Our own "meet-up" began with a announcement by Perdita Finn, the Chairwoman, that "as of now, we are the Democratic Party in Woodstock..." This was something of a surprise for supporters of Congressman Dennis Kucinich - the favoured candidate of leftists and the Greens - but even more so for local Clinton loyalists. This institutional coup d’état was in line with the Dean’s program of "taking back the Party - to take back the White House- to take back the Country." Clearly the Dean Campaign has not only targeted George Bush and his conservative coalition, but also the Democratic National Committee - which is managed by Bill and Hillary Clinton’s man, Terry McAuiffe. McAuiffle’s idea of how to run a national campaign is to keep to the political centre on issues and run hard after the Big Money. Dean’s idea is to move to the left and to seek out small contributions in amounts that add up to a staggering $26 million - with an average contribution of only 77 dollars. To beat George Bush in November, Dean needs two million contributions of $100 each, and he’s counting on finding enough Americans who are ready "to borrow 100 bucks, if need be, just to see the last of George W."

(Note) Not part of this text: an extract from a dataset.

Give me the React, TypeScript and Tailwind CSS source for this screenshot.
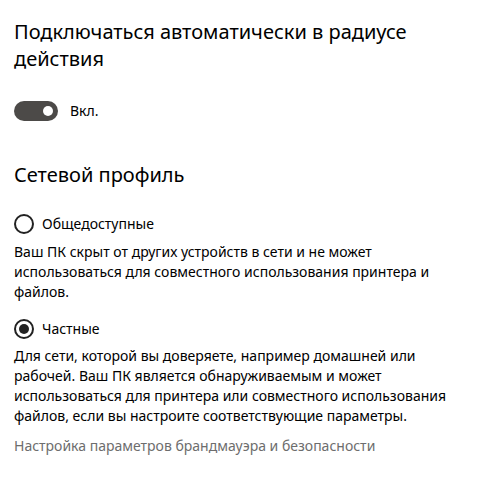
import React, { useState } from 'react';

function Toggle({ on, onChange }: { on: boolean; onChange: () => void }) {
  return (
    <button
      onClick={onChange}
      className={`relative w-[44px] h-[20px] rounded-full ${on ? 'bg-[#4c4a48]' : 'bg-white border-2 border-[#333]'}`}
    >
      <span
        className={`absolute top-[5px] w-[10px] h-[10px] rounded-full ${on ? 'right-[5px] bg-white' : 'left-[5px] bg-[#333]'}`}
      />
    </button>
  );
}

function Radio({ checked }: { checked: boolean }) {
  return (
    <span className="w-[20px] h-[20px] rounded-full border-2 border-[#222] flex items-center justify-center shrink-0">
      {checked && <span className="w-[10px] h-[10px] rounded-full bg-[#222]" />}
    </span>
  );
}

export default function App() {
  const [auto, setAuto] = useState(true);
  const [profile, setProfile] = useState<'public' | 'private'>('private');

  return (
    <div className="w-[491px] h-[485px] bg-white px-[14px] pt-[18px] text-black font-['Segoe_UI','Noto_Sans',sans-serif]">
      {/* Auto connect */}
      <h2 className="text-[20px] leading-[27px] w-[420px]">
        Подключаться автоматически в радиусе действия
      </h2>
      <div className="flex items-center gap-[12px] mt-[29px]">
        <Toggle on={auto} onChange={() => setAuto(!auto)} />
        <span className="text-[14px] leading-[20px]">{auto ? 'Вкл.' : 'Откл.'}</span>
      </div>

      {/* Network profile */}
      <h2 className="text-[20px] leading-[28px] mt-[40px]">Сетевой профиль</h2>

      <label className="flex items-center gap-[8px] mt-[25px] cursor-pointer" onClick={() => setProfile('public')}>
        <Radio checked={profile === 'public'} />
        <span className="text-[14px] leading-[20px]">Общедоступные</span>
      </label>
      <p className="text-[14px] leading-[20px] mt-[8px] w-[440px]">
        Ваш ПК скрыт от других устройств в сети и не может использоваться для совместного использования принтера и файлов.
      </p>

      <label className="flex items-center gap-[8px] mt-[17px] cursor-pointer" onClick={() => setProfile('private')}>
        <Radio checked={profile === 'private'} />
        <span className="text-[14px] leading-[20px]">Частные</span>
      </label>
      <p className="text-[14px] leading-[20px] mt-[7px] w-[450px]">
        Для сети, которой вы доверяете, например домашней или рабочей. Ваш ПК является обнаруживаемым и может использоваться для принтера или совместного использования файлов, если вы настроите соответствующие параметры.
      </p>

      <a className="block text-[14px] leading-[20px] mt-[10px] text-[#6d6d6d]">
        Настройка параметров брандмауэра и безопасности
      </a>
    </div>
  );
}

In a little over eight months, Dean has moved from being a marginal candidate who’s main claim to fame was that he’d been the Governor of the "People’s Republic of Vermont" to the Democratic front runner who now leads in the northern primaries - leading Congressman Dick Gephardt in his home state of Iowa and Senator John Kerry in his neighbouring state of New Hampshire by some 10%. Cut from the same Preppy cloth as George Dubya’s father, his success is testimony to the durability of our old Yankee elites, but is due to something else than his patrician manners. A "progressive centrist" who offers a programmatic mix of fiscal conservatism, social activism and liberal internationalism, Dean succeeded like no one else in tapping into the intense anger felt by the Democratic party base over the stolen 2000 election ; our unilateral invasion of Iraq and the conservative assault on the social programs of the New Deal and the War on Poverty.

But angry rhetoric on these core democratic issues is now available elsewhere as all the Democrats have borrowed from the Dean hymnbook. The true secret of the Dean Campaign lies in his use of the talents of veteran dot-comers like his campaign manager Joe Trippi, to enable his supporters to organize their own campaign network and find his organization on the web where they identify themselves to Dean - rather than having his national organization expend precious resources on finding them. But of course, in order for this to work, people must first want to be found.

Howard Dean finds them because he’s the unlikely beneficiary of a political revolt that’s larger than himself - even if it tends - like users of the Internet generally in the US - to be "too white, too upscale, and too Northern." This last part is perhaps the important bit for 2004. The Dean campaign with its decentralised organization marries the Internet to a political awakening of Northern Protestantism. Dean has mobilized that old "social gospel" that has propelled every major movement for social reform in the last century. And this has an evangelical energy about it that rivals that of the Southern Protestant fundamentalists who are the core of Bush’s base. George Bush can talk of Wilberforce and Locke all he wants, but their shades watch over Howard Dean.